After leaving Australia, Stow published few books, and over time, disappeared from our literary consciousness. When Stow died in 2010, most of his books were out of print in Australia – a forgotten relic like Tourmaline, perhaps, already thought long buried. But unlike his narrator in the novel, Stow need not fear lapsing into irrelevance. In recent years, there has been a renewed interest in his novels and poetry.

In 2015, Text republished five of Stow’s novels as part of its Text Classics series. Gabrielle Carey’s Moving Among Strangers: Randolph Stow and My Family, was published in 2014 and Suzanne Falkiner’s comprehensive biography, Mick: A Life of Randolph Stow, followed in 2016.

I hope then, that Stow’s work will find new readers.

***

About Emma Gibson

Emma is a writer and performance-maker here in Canberra. She’s particularly interested in writing about place (which of course appeals to me), and is currently studying a Masters of Creative Writing (Place Writing) with Manchester Metropolitan University.

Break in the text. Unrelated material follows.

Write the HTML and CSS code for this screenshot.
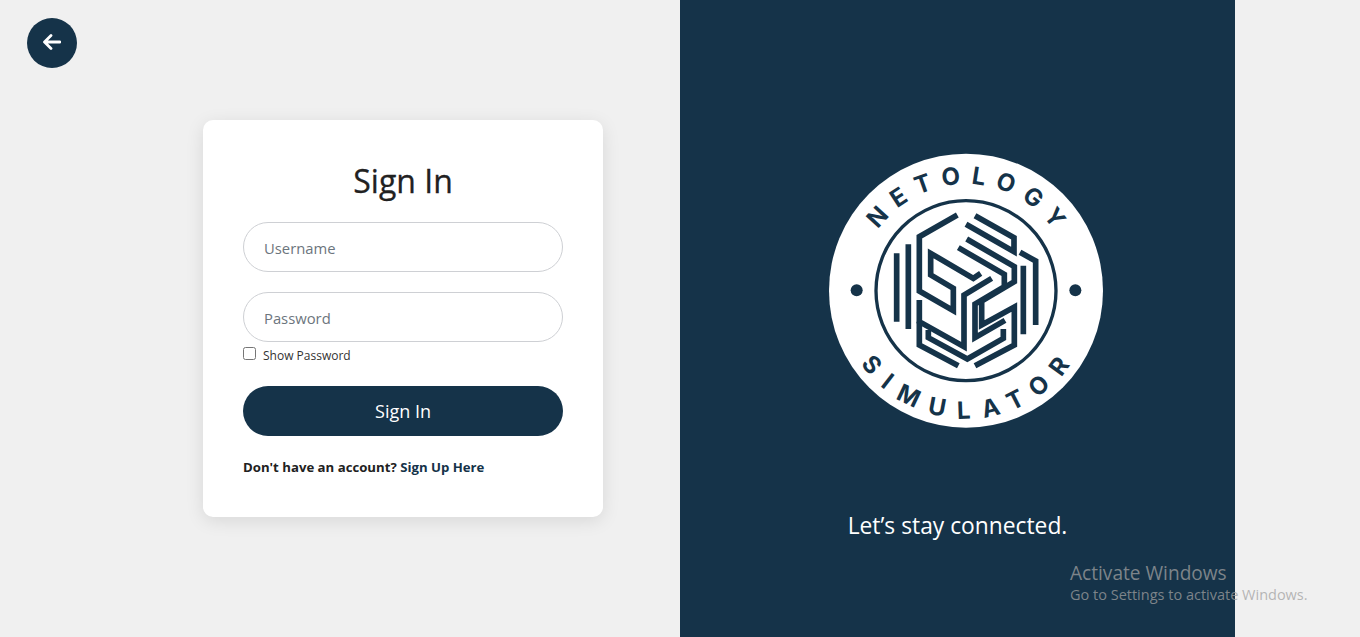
FILE: index.html
```html
<!DOCTYPE html>
<html lang="en">
<head>
<meta charset="utf-8">
<title>Sign In</title>
<link rel="stylesheet" href="styles.css">
</head>
<body>
<div class="page">
  <a class="back" href="#" aria-label="Back">
    <svg width="18" height="16" viewBox="0 0 18 16"><path d="M17 8H2M8 1.5 1.5 8 8 14.5" fill="none" stroke="#fff" stroke-width="2.8" stroke-linecap="round" stroke-linejoin="round"/></svg>
  </a>
  <main class="left">
    <form class="card">
      <h1 class="title">Sign In</h1>
      <input class="field" type="text" placeholder="Username">
      <input class="field field-second" type="password" placeholder="Password">
      <label class="show"><input class="check" type="checkbox"><span>Show Password</span></label>
      <button class="submit" type="button">Sign In</button>
      <p class="signup">Don't have an account? <a href="#">Sign Up Here</a></p>
    </form>
  </main>
  <aside class="panel">
    <svg class="logo" width="290" height="290" viewBox="0 0 870 870">
      <defs>
        <path id="arc-top" d="M118 437a320 320 0 0 1 640 0"/>
        <path id="arc-bottom" d="M54 437a384 384 0 0 0 768 0"/>
      </defs>
      <circle cx="438" cy="437" r="411" fill="#fff"/>
      <circle cx="438" cy="437" r="270" fill="none" stroke="#153349" stroke-width="10"/>
      <circle cx="110" cy="436" r="18" fill="#153349"/>
      <circle cx="766" cy="436" r="18" fill="#153349"/>
      <text class="ring-text"><textPath class="ring-top" href="#arc-top" startOffset="517">NETOLOGY</textPath></text>
      <text class="ring-text"><textPath class="ring-bottom" href="#arc-bottom" startOffset="621">SIMULATOR</textPath></text>
      <g fill="none" stroke="#153349" stroke-width="17" stroke-linejoin="miter">
        <path d="M230 325V530M265 298V552"/>
        <path d="M600 322 647 348V540M610 362V568"/>
        <path d="M482 385 460 400 332 325V390L400 430V497L298 438V275L412 210"/>
        <path d="M465 212 582 278V320L438 238"/>
        <path d="M440 282 583 365V410L485 468V540L583 486V600L465 662"/>
        <path d="M415 308 553 388V425L465 477V578L555 526"/>
        <path d="M550 552V580L442 642 325 578V555"/>
        <path d="M515 400 432 450V605L298 530V465"/>
        <path d="M298 530V600L415 662"/>
      </g>
    </svg>
    <p class="tagline">Let’s stay connected.</p>
  </aside>
  <div class="activate">
    <div class="activate-title">Activate Windows</div>
    <div class="activate-sub">Go to Settings to activate Windows.</div>
  </div>
</div>
</body>
</html>
```
FILE: styles.css
```css
* { box-sizing: border-box; }
html, body { margin: 0; height: 100%; }
body {
  background: #f0f0f0;
  color: #212529;
  font-family: "Open Sans", "Noto Sans", "Liberation Sans", sans-serif;
  overflow: hidden;
}
.page {
  position: relative;
  display: grid;
  grid-template-columns: 680px 555px 1fr;
  height: 637px;
}
.back {
  position: absolute;
  left: 27px;
  top: 18px;
  width: 50px;
  height: 50px;
  padding-bottom: 2px;
  border-radius: 50%;
  background: #153349;
  display: flex;
  align-items: center;
  justify-content: center;
}
.left {
  display: flex;
  align-items: center;
  padding-left: 203px;
}
.card {
  width: 400px;
  height: 397px;
  padding: 40px;
  background: #fff;
  border-radius: 10px;
  box-shadow: 0 4px 18px rgba(0, 0, 0, .1);
  display: flex;
  flex-direction: column;
}
.title {
  margin: 0 0 19px;
  height: 43px;
  font-size: 32px;
  line-height: 41px;
  font-weight: 500;
  text-align: center;
  color: #212121;
  -webkit-text-stroke: .3px #212121;
}
.field {
  width: 320px;
  height: 50px;
  flex: none;
  padding: 2px 20px 0;
  border: 1px solid #ced0d4;
  border-radius: 25px;
  background: #fff;
  font: 14.8px "Open Sans", sans-serif;
  outline: none;
}
.field::placeholder { color: #6c757d; opacity: 1; }
.field-second { margin-top: 20px; }
.show {
  display: flex;
  align-items: center;
  gap: 7px;
  height: 26px;
  margin-bottom: 18px;
  font-size: 12px;
  color: #333;
}
.check { width: 13px; height: 13px; margin: 0 0 3px; }
.submit {
  width: 320px;
  height: 50px;
  flex: none;
  border: 0;
  border-radius: 25px;
  background: #153349;
  color: #fff;
  font: 18px "Open Sans", sans-serif;
}
.signup {
  margin: 22px 0 0;
  font-size: 13.2px;
  line-height: 18px;
  font-weight: 700;
  color: #212121;
}
.signup a { color: #153349; text-decoration: none; }
.panel {
  background: #153349;
  display: flex;
  flex-direction: column;
  align-items: center;
  padding-top: 145px;
}
.logo { display: block; margin-left: 15px; flex: none; }
.ring-text {
  font-family: Inter, sans-serif;
  font-size: 72px;
  font-weight: 700;
  text-anchor: middle;
  fill: #153349;
}
.ring-top { letter-spacing: 31px; }
.ring-bottom { letter-spacing: 39px; }
.tagline {
  margin: 74px 0 0;
  font-size: 22.8px;
  line-height: 34px;
  color: #fff;
}
.activate {
  position: absolute;
  left: 1070px;
  top: 560px;
  color: rgba(160, 160, 160, .75);
}
.activate-title { font-size: 19.1px; line-height: 26px; }
.activate-sub { font-size: 14.5px; line-height: 18px; }
```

Emma has written plays, some performed locally, such as Johnny Castellano is mine (Canberra Youth Theatre/Street Theatre), The Pyjama Girl (HotHouse Theatre), and Widowbird (The Street Theatre), and others performed internationally, including War Stories (24:7 Festival, Re:Play, Greater Manchester Fringe, Buxton Fringe), and Bloodletting (Bread and Roses Theatre, London).

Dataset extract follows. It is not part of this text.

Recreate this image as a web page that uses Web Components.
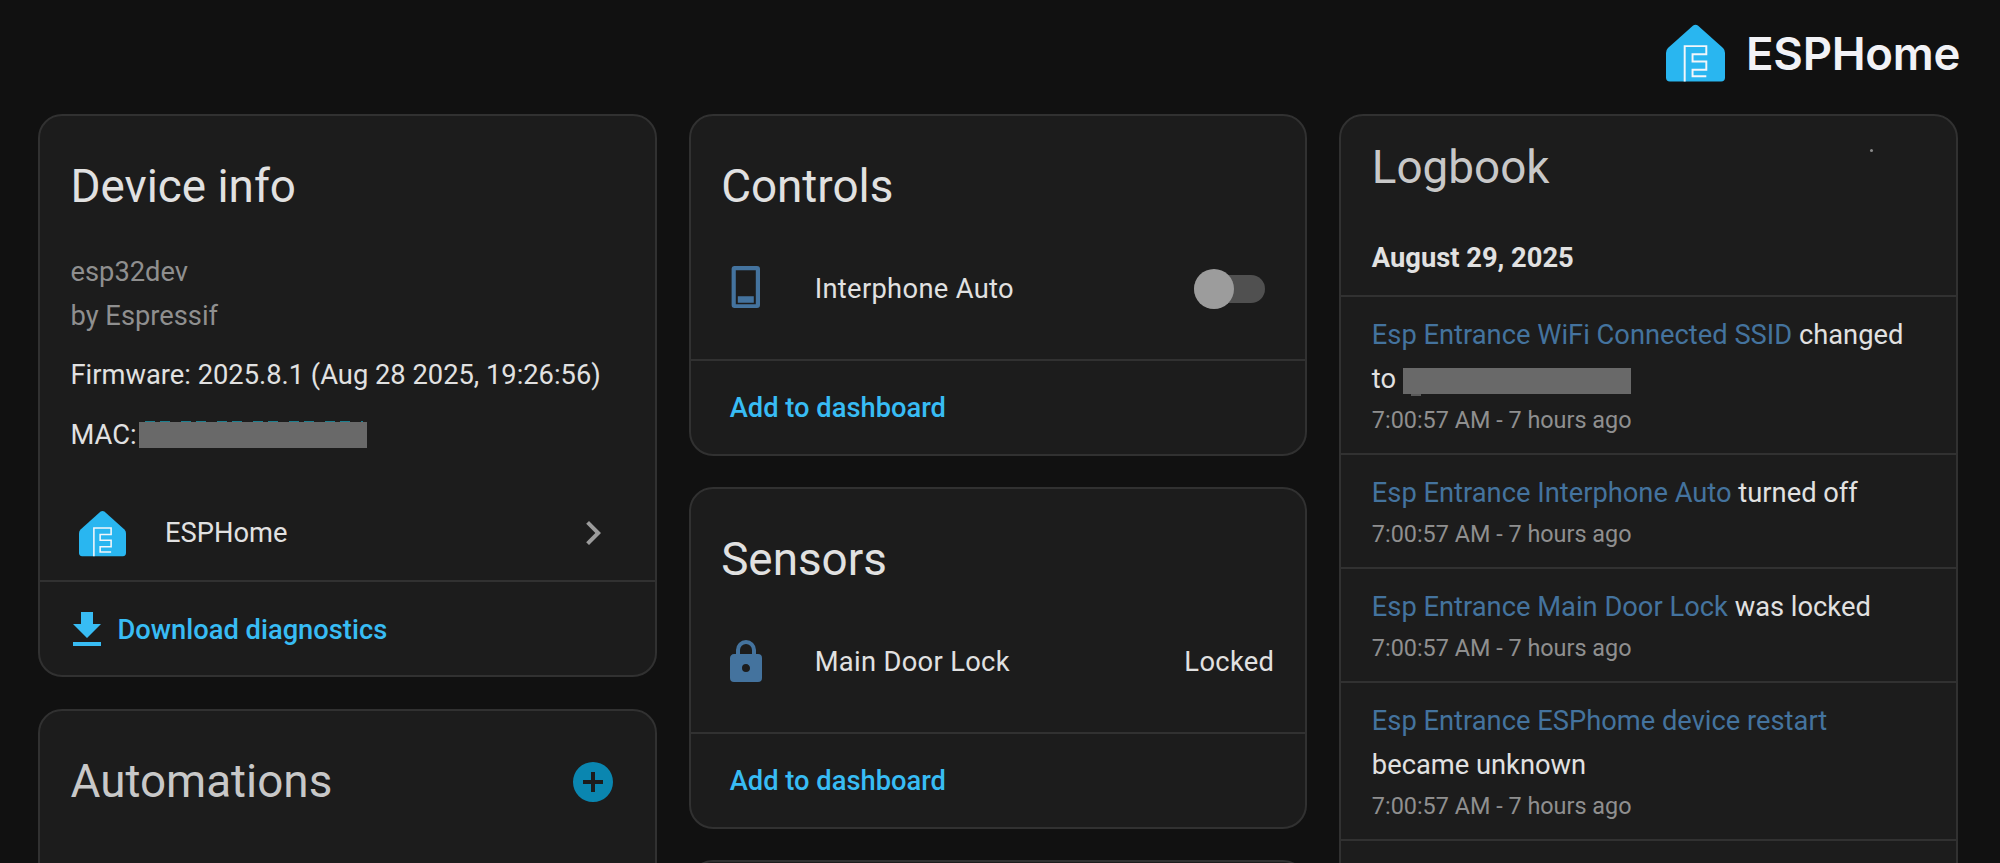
<!DOCTYPE html>
<html lang="en">
<head>
<meta charset="utf-8">
<title>ESPHome device</title>
<style>
  html, body { margin: 0; height: 100%; overflow: hidden; background: #111111; }
  body { font: 400 27.3px/44px Roboto, "Liberation Sans", sans-serif; color: #e1e1e1; }
  .page-head { display: flex; justify-content: flex-end; height: 114px; padding-right: 40px; }
  .columns { display: grid; grid-template-columns: repeat(3, 1fr); gap: 32px; padding: 0 42px 0 38px; align-items: start; }
  .stack { display: flex; flex-direction: column; gap: 32px; }
  .stack.tight { gap: 31px; }
</style>
</head>
<body>
<div class="page-head"><esp-brand></esp-brand></div>
<div class="columns">
  <div class="stack">
    <ha-card heading="Device info">
      <device-info></device-info>
      <integration-row slot="rows"></integration-row>
      <card-action slot="actions" icon="download">Download diagnostics</card-action>
    </ha-card>
    <ha-card heading="Automations" dim>
      <mdi-icon slot="tools" name="plusCircle" style="color:#0a86b0"></mdi-icon>
      <div style="height:300px"></div>
    </ha-card>
  </div>
  <div class="stack tight">
    <ha-card heading="Controls">
      <entity-row label="Interphone Auto" icon="phone"><toggle-switch></toggle-switch></entity-row>
      <card-action slot="actions">Add to dashboard</card-action>
    </ha-card>
    <ha-card heading="Sensors">
      <entity-row label="Main Door Lock" icon="lock">Locked</entity-row>
      <card-action slot="actions">Add to dashboard</card-action>
    </ha-card>
    <ha-card></ha-card>
  </div>
  <div class="stack">
    <log-book>
      <log-entry name="Esp Entrance WiFi Connected SSID">changed to <redact-box width="228" peek="below"></redact-box></log-entry>
      <log-entry name="Esp Entrance Interphone Auto">turned off</log-entry>
      <log-entry name="Esp Entrance Main Door Lock">was locked</log-entry>
      <log-entry name="Esp Entrance ESPhome device restart">became unknown</log-entry>
    </log-book>
  </div>
</div>

<script>
const ICONS = {
  download: "M5,20H19V18H5M19,9H15V3H9V9H5L12,16L19,9Z",
  chevron: "M8.59,16.58L13.17,12L8.59,7.41L10,6L16,12L10,18L8.59,16.58Z",
  plusCircle: "M17,13H13V17H11V13H7V11H11V7H13V11H17M12,2A10,10 0 0,0 2,12A10,10 0 0,0 12,22A10,10 0 0,0 22,12A10,10 0 0,0 12,2Z",
  lock: "M12,17A2,2 0 0,0 14,15C14,13.89 13.1,13 12,13A2,2 0 0,0 10,15A2,2 0 0,0 12,17M18,8A2,2 0 0,1 20,10V20A2,2 0 0,1 18,22H6A2,2 0 0,1 4,20V10C4,8.89 4.9,8 6,8H7V6A5,5 0 0,1 12,1A5,5 0 0,1 17,6V8H18M12,3A3,3 0 0,0 9,6V8H15V6A3,3 0 0,0 12,3Z",
  phone: "M6.3,.5H17.5A1.5,1.5 0 0,1 19,2V20A1.5,1.5 0 0,1 17.5,21.5H6.3A1.5,1.5 0 0,1 4.8,20V2A1.5,1.5 0 0,1 6.3,.5ZM6.9,2.6V19.6H16.9V2.6ZM7.9,15.6H15.9V18.9H7.9Z"
};

const LOGO_SVG = `
  <svg viewBox="0 0 60 58" width="100%" height="100%" aria-hidden="true">
    <path fill="#29b6f0" d="M27.6,1 Q30,-0.6 32.4,1 L58,24 Q60,26 60,29 V54 Q60,58 56,58 H4 Q0,58 0,54 V29 Q0,26 2,24 Z"/>
    <path fill="none" stroke="#f2f6fa" stroke-width="2" d="M19,58 V22 H41 V30.3 H27 V37.6 H41 V46 H27 V52.6 H41"/>
  </svg>`;

class EspBrand extends HTMLElement {
  constructor() {
    super();
    this.attachShadow({ mode: "open" });
    this.shadowRoot.innerHTML = `
  <style>
    :host { display: flex; align-items: flex-start; gap: 21px; padding-top: 24px; }
    .mark { width: 59px; height: 58px; }
    .name { font: 600 45.5px/60px Inter, sans-serif; color: #f2f2f6; letter-spacing: -0.3px; }
  </style>
  <div class="mark">${LOGO_SVG}</div>
  <div class="name">ESPHome</div>`;
  }
}

class MdiIcon extends HTMLElement {
  constructor() {
    super();
    this.attachShadow({ mode: "open" });
    const d = ICONS[this.getAttribute("name")] || "";
    this.shadowRoot.innerHTML = `
  <style>
    :host { display: block; width: 48px; height: 48px; flex: none; }
    svg { display: block; fill: currentColor; fill-rule: evenodd; }
  </style>
  <svg viewBox="0 0 24 24" width="48" height="48"><path d="${d}"/></svg>`;
  }
}

class HaCard extends HTMLElement {
  constructor() {
    super();
    this.attachShadow({ mode: "open" });
    const heading = this.getAttribute("heading");
    this.shadowRoot.innerHTML = `
  <style>
    :host { display: block; background: #1c1c1c; border: 2px solid #313131; border-radius: 24px; overflow: hidden; min-height: 200px; }
    header { display: flex; justify-content: space-between; align-items: center; padding: 39px 38px 22px 30.5px; }
    h1 { margin: 0; font: 400 45.8px/64px Roboto, sans-serif; color: #e1e1e1; }
    :host([dim]) h1 { color: #c8c8c8; }
    .actions { border-top: 2px solid #313131; }
  </style>
  ${heading ? `<header><h1>${heading}</h1><slot name="tools"></slot></header>` : ""}
  <slot></slot>
  <slot name="rows"></slot>
  <div class="actions" ${heading ? "" : "hidden"}><slot name="actions"></slot></div>`;
  }
}

class DeviceInfo extends HTMLElement {
  constructor() {
    super();
    this.attachShadow({ mode: "open" });
    this.shadowRoot.innerHTML = `
  <style>
    :host { display: block; padding: 9px 30.5px 0; }
    .muted { color: #8f8f8f; }
    p { margin: 15px 0 0; }
    .mac { margin-top: 16px; display: flex; align-items: center; }
  </style>
  <div class="muted">esp32dev</div>
  <div class="muted">by Espressif</div>
  <p>Firmware: 2025.8.1 (Aug 28 2025, 19:26:56)</p>
  <div class="mac">MAC:<redact-box width="228" peek="above" style="margin-left:2px"></redact-box></div>`;
  }
}

class IntegrationRow extends HTMLElement {
  constructor() {
    super();
    this.attachShadow({ mode: "open" });
    this.shadowRoot.innerHTML = `
  <style>
    :host { display: flex; align-items: center; height: 94px; margin-top: 29px; padding: 0 38px 0 39px; }
    .mark { width: 47px; height: 47px; flex: none; }
    span { flex: 1; margin-left: 39px; }
    mdi-icon { color: #9b9b9b; }
  </style>
  <div class="mark">${LOGO_SVG}</div>
  <span>ESPHome</span>
  <mdi-icon name="chevron"></mdi-icon>`;
  }
}

class CardAction extends HTMLElement {
  constructor() {
    super();
    this.attachShadow({ mode: "open" });
    const icon = this.getAttribute("icon");
    this.shadowRoot.innerHTML = `
  <style>
    :host { display: flex; align-items: center; gap: 7px; padding: 24px 32px 21px 22.5px; font-weight: 500; color: #38bcf4; min-height: 44px; }
    :host(:not([icon])) { padding: 25px 32px 24px 39px; }
  </style>
  ${icon ? `<mdi-icon name="${icon}"></mdi-icon>` : ""}
  <span><slot></slot></span>`;
  }
}

class EntityRow extends HTMLElement {
  constructor() {
    super();
    this.attachShadow({ mode: "open" });
    this.shadowRoot.innerHTML = `
  <style>
    :host { display: flex; align-items: center; height: 96px; padding: 0 31px; margin-bottom: 22px; letter-spacing: 0.33px; }
    mdi-icon { color: #44739e; margin-right: 45px; }
    .label { flex: 1; }
  </style>
  <mdi-icon name="${this.getAttribute("icon")}"></mdi-icon>
  <span class="label">${this.getAttribute("label")}</span>
  <slot></slot>`;
  }
}

class ToggleSwitch extends HTMLElement {
  constructor() {
    super();
    this.attachShadow({ mode: "open" });
    this.shadowRoot.innerHTML = `
  <style>
    :host { display: flex; align-items: center; width: 71px; height: 40px; margin-right: 9px; }
    .track { flex: 1; height: 28px; border-radius: 14px; background: #505050; display: flex; align-items: center; }
    .knob { width: 40px; height: 40px; border-radius: 50%; background: #9c9c9c; }
  </style>
  <div class="track"><div class="knob"></div></div>`;
  }
}

class RedactBox extends HTMLElement {
  constructor() {
    super();
    this.attachShadow({ mode: "open" });
    const below = this.getAttribute("peek") === "below";
    this.shadowRoot.innerHTML = `
  <style>
    :host { display: inline-block; position: relative; width: ${this.getAttribute("width")}px; height: 26px; background: #696969; vertical-align: middle; }
    /* bit of the hidden value that sticks out of the box */
    .above { position: absolute; left: 6px; right: 4px; top: -1px; height: 1px;
      background: repeating-linear-gradient(90deg, #1d7f8f 0 10px, transparent 10px 15px, #1d7f8f 15px 25px, transparent 25px 36px); }
    .below { position: absolute; left: 8px; width: 10px; bottom: -2px; height: 2px; background: #5a5a5a; }
  </style>
  <div class="${below ? "below" : "above"}"></div>`;
  }
}

class LogBook extends HTMLElement {
  constructor() {
    super();
    this.attachShadow({ mode: "open" });
    this.shadowRoot.innerHTML = `
  <style>
    :host { display: block; position: relative; background: #1c1c1c; border: 2px solid #313131; border-radius: 24px; overflow: hidden; min-height: 900px; }
    h1 { margin: 0; padding: 20px 30.5px 0; font: 400 45.8px/64px Roboto, sans-serif; color: #c8c8c8; }
    .date { padding: 36px 30.5px 15px; font-weight: 700; }
    .dot { position: absolute; left: 529px; top: 33px; width: 3px; height: 3px; border-radius: 50%; background: #8a8a8a; }
  </style>
  <h1>Logbook</h1>
  <div class="dot"></div>
  <div class="date">August 29, 2025</div>
  <slot></slot>`;
  }
}

class LogEntry extends HTMLElement {
  constructor() {
    super();
    this.attachShadow({ mode: "open" });
    this.shadowRoot.innerHTML = `
  <style>
    :host { display: block; border-top: 2px solid #313131; padding: 16px 30.5px 14px; }
    :host(:last-child) { border-bottom: 2px solid #313131; }
    a { color: #44739e; }
    .time { font-size: 23.4px; line-height: 38px; color: #8f8f8f; }
  </style>
  <div><a>${this.getAttribute("name")}</a> <slot></slot></div>
  <div class="time">7:00:57 AM - 7 hours ago</div>`;
  }
}

customElements.define("esp-brand", EspBrand);
customElements.define("mdi-icon", MdiIcon);
customElements.define("ha-card", HaCard);
customElements.define("device-info", DeviceInfo);
customElements.define("integration-row", IntegrationRow);
customElements.define("card-action", CardAction);
customElements.define("entity-row", EntityRow);
customElements.define("toggle-switch", ToggleSwitch);
customElements.define("redact-box", RedactBox);
customElements.define("log-book", LogBook);
customElements.define("log-entry", LogEntry);
</script>
</body>
</html>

Emma also writes prose, and has had short pieces published in the Skagastrond ReviewSeizure, and Iceview. She has created a site-specific poetry installation in Spain, helped run an artist residency in Iceland, and made an audio walking tour around Garema Place for Canberra’s You Are Here Festival.

Her posts for the ACT Lit-bloggers program can be found here on the Capital Letters blog.

Thanks, Emma, for this first piece on Stow in my blog. I appreciate it! And now, Emma and I would love to hear what you know or love about Randolph Stow …

27 thoughts on “Monday musings on Australian literature: Guest post from ACT Lit-blogger Emma Gibson

  1. It’s years since I’ve read any Stow and I’d never really considered him ‘up there’ with White and Stead – I’ll have to think about it. As for rain, most of WA gets rain sooner or later even if only as cyclones cross the state from north-west to south-east.

      • White is a natural comparison with Stow, and White is a hard writer to be compared against! With that said I have to confess that I have tried and failed to read Voss twice now, whereas Tourmaline just washed over me. I do think that the circumstances in which we read books can colour our experience of them… But I think I was drawn to the lyricism in Stow’s writing.

        • Thanks Emma. Of course, I would argue that I fell in love with Voss – my first White – for the lyricism of his writing, though it’s a while since I’ve read it! I think you are right that the circumstances have a big impact on how we experience books. I’m certainly aware of books that I thought I’d like but didn’t and believe that the timing was wrong. (Not all books of course. Some I know I’d go back to and feel just the same!)

          I really will have to read Tourmaline!

  2. Well, having always felt a bit guilty about not understanding the religious and symbolic elements in Tourmaline, I am rather pleased to find that Patrick White could see problems with the book too.
    To the Islands was the first Stow that I read, and I loved it, and I loved Merry-go-round in the Sea too. I’ve got another one of his on the TBR that I’m gunna read one day!
    BTW isn’t there a new bio of Stow, not long released?

  3. When Penguin books decided Australia needed their own series of Penguin books they developed a short series. I have found the highest number to be 27 at this point. I am always looking for the AU series. I have them in my vintage Penguin collection. They picked one book of plays, one of poetry, a few novels etc. That then became the Australian Penguin series and on the spine they put AU in front of the number of the series. Tourmaline is the novel they chose, AU15. You can see the full list of Penguins, well almost in my Penguin book lists on my blog. I believe the set was put together in the 1960s. Would need to check that.

  4. I loved The Merry-Go- Round in the Sea, It was the first Stow book I read. I read the other books but did not enjoy them as much. I have read his biography by Suzanne Falkiner and found that most interesting. However, I don’t see Stow in the same light as Patrick White, . As he spent so much time in England, and there wasn’t any publicity for his writings, that is why Australians aren’t aware of him. I never heard of him at school, and I don’t recall why I read The Merry-Go-Round in the Sea.

    • Interesting Meg. I feel I’ve always known of him, but for To the islands which I think is the one often studied. I didn’t hear of The Merry-go-round in the sea until pretty recently. But I think you’re right, going to England probably helped put him out of mind.

  5. Great post Emma. It’s amazing how even people who grow up in East coast cities in Australia still strongly connect with that agrarian identity of the dusty red outback, corrugated iron and the solitary windmill. I always found while travelling that Australians became even more ‘Australian’. I’ll have to give this one a read. My dad bought me a piece of Tourmaline while travelling in Turkey a while ago. It’s a beautiful, opaque black stone. I’d love to find out more about the town behind the name.

    • Thanks Angharad. Love your comments on East coast and travelling Australians. And the tourmaline. I’ve never seen any, as far as I recollect. How lovely to have a piece. As for the book. Yes, I must read it too.